2. Выученная беспомощность
Еще со времен Болотной этот старый психологический термин встречается и в статьях о российской политике. Выученная беспомощность – это когда человек может изменить свою жизнь к лучшему, но ничего для этого не делает. В перечне доступных возможностей для улучшения жизни поход на выборы занимает, очевидно, одно из последних мест наряду с самыми бессмысленными занятиями. Пойти на выборы – значит смириться с тем, что все останется по-прежнему, то есть соберется новая Госдума, в ней, как и в прошлые годы, будет полтора человека, выглядящих чуть более прилично на фоне остальных боксеров и актрис. Тот, кто идет голосовать, расписывается в том, что его устраивает такое положение вещей, – если оно действительно его устраивает, то вопросов нет, но если человек внушает себе, что он, голосуя, приближает перемены, то с этим чувством надо бороться – оно в любом случае прикрывает нежелание менять власть и страну.
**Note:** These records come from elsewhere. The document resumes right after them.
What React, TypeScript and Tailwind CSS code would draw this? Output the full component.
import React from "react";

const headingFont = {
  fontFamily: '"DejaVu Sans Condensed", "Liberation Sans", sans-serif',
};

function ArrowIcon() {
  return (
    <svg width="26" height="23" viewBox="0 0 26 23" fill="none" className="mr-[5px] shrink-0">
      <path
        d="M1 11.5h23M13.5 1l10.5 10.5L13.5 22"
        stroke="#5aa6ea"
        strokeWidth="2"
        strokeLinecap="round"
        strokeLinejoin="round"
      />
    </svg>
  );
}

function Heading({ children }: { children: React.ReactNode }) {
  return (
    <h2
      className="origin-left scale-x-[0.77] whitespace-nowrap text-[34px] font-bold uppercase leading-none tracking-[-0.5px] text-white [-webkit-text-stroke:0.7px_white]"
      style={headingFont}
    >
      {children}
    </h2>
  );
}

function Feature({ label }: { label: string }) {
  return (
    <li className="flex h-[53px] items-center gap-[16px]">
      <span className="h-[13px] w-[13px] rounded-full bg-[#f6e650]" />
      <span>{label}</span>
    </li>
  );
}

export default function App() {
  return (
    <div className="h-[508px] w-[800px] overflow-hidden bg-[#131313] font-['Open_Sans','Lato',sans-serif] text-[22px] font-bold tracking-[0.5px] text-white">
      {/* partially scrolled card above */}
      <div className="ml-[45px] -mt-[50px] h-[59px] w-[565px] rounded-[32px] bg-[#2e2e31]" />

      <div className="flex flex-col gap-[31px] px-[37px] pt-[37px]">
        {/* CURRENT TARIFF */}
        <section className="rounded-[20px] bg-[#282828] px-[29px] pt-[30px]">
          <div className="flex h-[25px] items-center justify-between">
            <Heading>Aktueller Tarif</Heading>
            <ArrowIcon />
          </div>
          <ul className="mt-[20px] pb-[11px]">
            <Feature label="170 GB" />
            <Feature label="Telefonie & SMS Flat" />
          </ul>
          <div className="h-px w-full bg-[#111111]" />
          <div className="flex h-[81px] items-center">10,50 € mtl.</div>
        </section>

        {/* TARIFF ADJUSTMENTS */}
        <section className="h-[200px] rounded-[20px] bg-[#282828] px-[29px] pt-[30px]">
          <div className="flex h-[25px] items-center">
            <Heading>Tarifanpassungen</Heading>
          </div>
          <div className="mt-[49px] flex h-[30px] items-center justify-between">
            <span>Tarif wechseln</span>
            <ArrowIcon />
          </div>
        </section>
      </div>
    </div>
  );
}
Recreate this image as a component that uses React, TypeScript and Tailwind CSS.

Не стоит искать институты там, где их нет
3. Иллюзия
Умеренные энтузиасты выборного процесса говорят, что ничего не решающая сейчас Госдума при будущем кризисе власти окажется более сильным и важным органом, чем теперь. Пошатнется Администрация президента, и тогда Зюганов и Жириновский (а также наверняка и многие нынешние единороссы) покажут Кремлю зубы и смогут всерьез повлиять на то, какой Россия будет дальше. Они будут показывать зубы, а где-то в заднем ряду будет сидеть одинокий Лев Шлосберг, который в выключенный микрофон воскликнет «Позвольте!».
Не стоит искать институты там, где их нет. Государственная дума вся спроектирована так, чтобы она не могла претендовать ни на что, кроме своего нынешнего положения филиала Администрации президента. Да, возможно, при очередном перераспределении нагрузок во власти роль этих 450 случайных людей несколько возрастет, но это само по себе будет такое явление, которое на Украине называют зрадой – в самом деле, вот уж торжество демократии, когда власть Администрации президента отступает перед отобранными и отфильтрованными именно ею депутатами.
В спорах о Госдуме часто звучит сравнение с советским Съездом народных депутатов – там ведь тоже, несмотря на советскую власть и на всевластие КПСС, образовалась Межрегиональная группа, ставшая ядром антисоветской оппозиции. Но, вспоминая советский парламент, стоит помнить, что он был сформирован не вопреки воле верховной власти, а, наоборот, строго в соответствии с нею – вовлекая в управление государством сотни беспартийных, Горбачев с их помощью боролся против нелояльной ему номенклатуры (даже Сахаров был избран на съезд не прямым голосованием избирателей, а по самой непрозрачной процедуре, которую тогда же критиковали именно за ее антидемократизм – по квоте от общественных организаций, в случае Сахарова это была Академия наук), да и сами межрегионалы были очень условными оппозиционерами – вполне системные ректоры вузов (Юрий Афанасьев и Юрий Рыжов), номенклатурные журналисты (Виталий Коротич, Михаил Полторанин, Юрий Черниченко), крупные советские ученые (Алексей Яблоков, Виктор Пальм) – сугубо лояльные тогдашнему Кремлю люди, из которых только единицы в 1991 году сумели стать властью в новой России, а остальные остались где были. Если и есть тут какая-то параллель с Госдумой, в которую могла бы войти оппозиция, то эта параллель не обещает оппозиции ничего хорошего.
4. Легитимация и укрепление существующей системы
Очевидно, что Госдума, в которой рядом с сотнями единороссов будут заседать два или три оппозиционера, будет выгоднее Кремлю, чем Госдума, укомплектованная единороссами на сто процентов. Сто процентов «Единой России» – и все понимают, что перед нами что-то вроде Туркмении, тоталитаризм как он есть, спорить не о чем. Но если посреди этой Туркмении воткнуть хотя бы одного оппозиционера, все подумают: о, действительно, мы видим, что выборы прошли честно и что в России в парламенте представлена оппозиция; если бы в России была диктатура, оппозиционных депутатов в ней, конечно, не было бы. Этот трюк (назовем его «Эхо Москвы») освоил даже неповоротливый Александр Лукашенко, у которого по итогам недавних парламентских выборов тоже впервые за много лет образовалось несколько оппозиционных депутатов, и теперь критикам Лукашенко стало труднее называть его последним диктатором Европы – в самом деле, какой же он диктатор, если у него оппозиция в парламенте.